The question that many directors and affected personal taxpayers often ask is whether these personal tax debts can be avoided on personal bankruptcy.

The answer is that “it depends”. Recent case law has been swinging toward forcing substantial payments by bankrupts where there are taxes owing to the CRA, as was seen in a recent British Columbia Supreme Court decision in Re Van Eeuwen [2012] GSTC 142.

The taxpayer applied to the British Columbia Supreme Court for a discharge in bankruptcy, which would effective put him on fresh feet, and allow him to proceed in life unencumbered by his previous debts.

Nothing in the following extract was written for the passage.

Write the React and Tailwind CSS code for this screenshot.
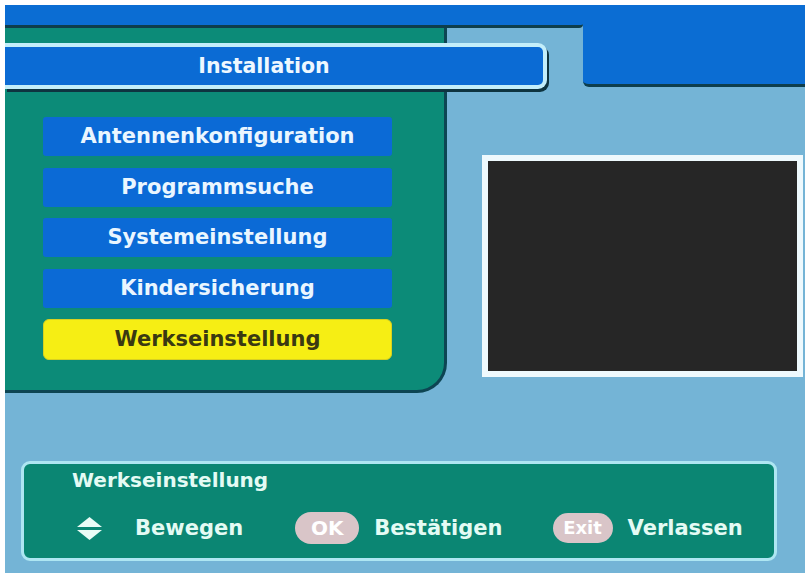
import React from "react";

const items = [
  "Antennenkonfiguration",
  "Programmsuche",
  "Systemeinstellung",
  "Kindersicherung",
  "Werkseinstellung",
];

function UpDown() {
  return (
    <svg width="25" height="23" viewBox="0 0 25 23">
      <polygon points="0,10 12.5,0 25,10" fill="#eafcf6" />
      <polygon points="0,13 12.5,23 25,13" fill="#eafcf6" />
    </svg>
  );
}

export default function App() {
  const active = 4;

  return (
    <div
      className="w-[809px] h-[573px] bg-white pt-[5px] pl-[5px] pr-[4px] overflow-hidden"
      style={{ fontFamily: '"DejaVu Sans", "Liberation Sans", sans-serif' }}
    >
      <div className="h-[568px] bg-[#74b4d6] flex flex-col">
        {/* top strip */}
        <div className="flex h-[23px]">
          <div className="w-[578px] h-[23px] bg-[#0b6dd3] border-b-[3px] border-[#0e3e4c] rounded-br-[4px]" />
          <div className="flex-1 h-[23px] bg-[#0b6dd3]" />
        </div>

        <div className="flex">
          {/* menu panel */}
          <div className="w-[442px] h-[365px] bg-[#0c8b78] rounded-br-[30px] border-r-[3px] border-b-[3px] border-[#0d4553] pt-[15px]">
            <div className="relative z-10 w-[542px] h-[46px] bg-[#0b6bd4] border-y-[4px] border-r-[4px] border-[#c3eefa] rounded-r-[9px] shadow-[2px_3px_0_#0e3440] flex items-center justify-center pr-[20px]">
              <span className="text-[20.5px] font-bold text-[#eef8ff] leading-none">
                Installation
              </span>
            </div>

            <div className="mt-[28px] pl-[38px] flex flex-col gap-[11.5px]">
              {items.map((label, i) =>
                i === active ? (
                  <div
                    key={label}
                    className="w-[349px] h-[41px] bg-[#f6ee14] rounded-[6px] border border-[#d8d020] flex items-center justify-center"
                  >
                    <span className="text-[21px] font-bold text-[#3a3912] leading-none">
                      {label}
                    </span>
                  </div>
                ) : (
                  <div
                    key={label}
                    className="w-[349px] h-[39px] bg-[#0b6ad6] rounded-[3px] flex items-center justify-center"
                  >
                    <span className="text-[21px] font-bold text-[#eaf6ff] leading-none">
                      {label}
                    </span>
                  </div>
                )
              )}
            </div>
          </div>

          {/* right side */}
          <div className="flex-1 flex flex-col">
            <div className="flex">
              <div className="w-[136px]" />
              <div className="flex-1 h-[59px] bg-[#0b6dd3] border-b-[3px] border-[#0e3e4c] rounded-bl-[6px]" />
            </div>
            <div className="mt-[68px] ml-[35px] w-[321px] h-[222px] border-[6px] border-[#eef9fd] bg-[#262626]" />
          </div>
        </div>

        {/* help bar */}
        <div className="mt-[68px] ml-[16px] w-[756px] h-[100px] bg-[#0b8673] border-[3px] border-[#aee6f2] rounded-[9px] text-[#e4fbf4] font-bold">
          <div className="pt-[4px] pl-[48px] text-[20px] leading-[24px]">
            Werkseinstellung
          </div>
          <div className="mt-[19px] pl-[53px] h-[34px] flex items-center text-[21px] leading-none">
            <UpDown />
            <span className="ml-[33px]">Bewegen</span>
            <span className="ml-[52px] w-[64px] h-[32px] rounded-full bg-[#d9c5c8] text-white text-[20px] flex items-center justify-center">
              OK
            </span>
            <span className="ml-[15px]">Bestätigen</span>
            <span className="ml-[50px] w-[60px] h-[30px] rounded-full bg-[#d9c5c8] text-white text-[18px] flex items-center justify-center">
              Exit
            </span>
            <span className="ml-[15px]">Verlassen</span>
          </div>
        </div>
      </div>
    </div>
  );
}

The application was opposed by the CRA, to whom the bankrupt owed some $660,000 incomes tax and $110,000 in GST.

In the result, the bankrupt was ordered to pay $180,000 as a condition of the discharge, which approximated 23% of the total amount owing (or seen another way, about 60% of the principal amount owing – the balance being made up of interest and penalties). He was also ordered to bring all CRA filings up to date.

While a hefty price to pay relative to most bankruptcies, the amount can also be viewed as modest in light of the total amounts owing (which are paid by non-bankrupts as a normal part of everyday business).

Taxpayers facing these sorts of difficulties can often further minimize their tax liabilities with good tax advice before hand, as there are a number of defences available to taxpayers when faced with corporate or directors liability assessments. Sometimes it pays to obtain that advice.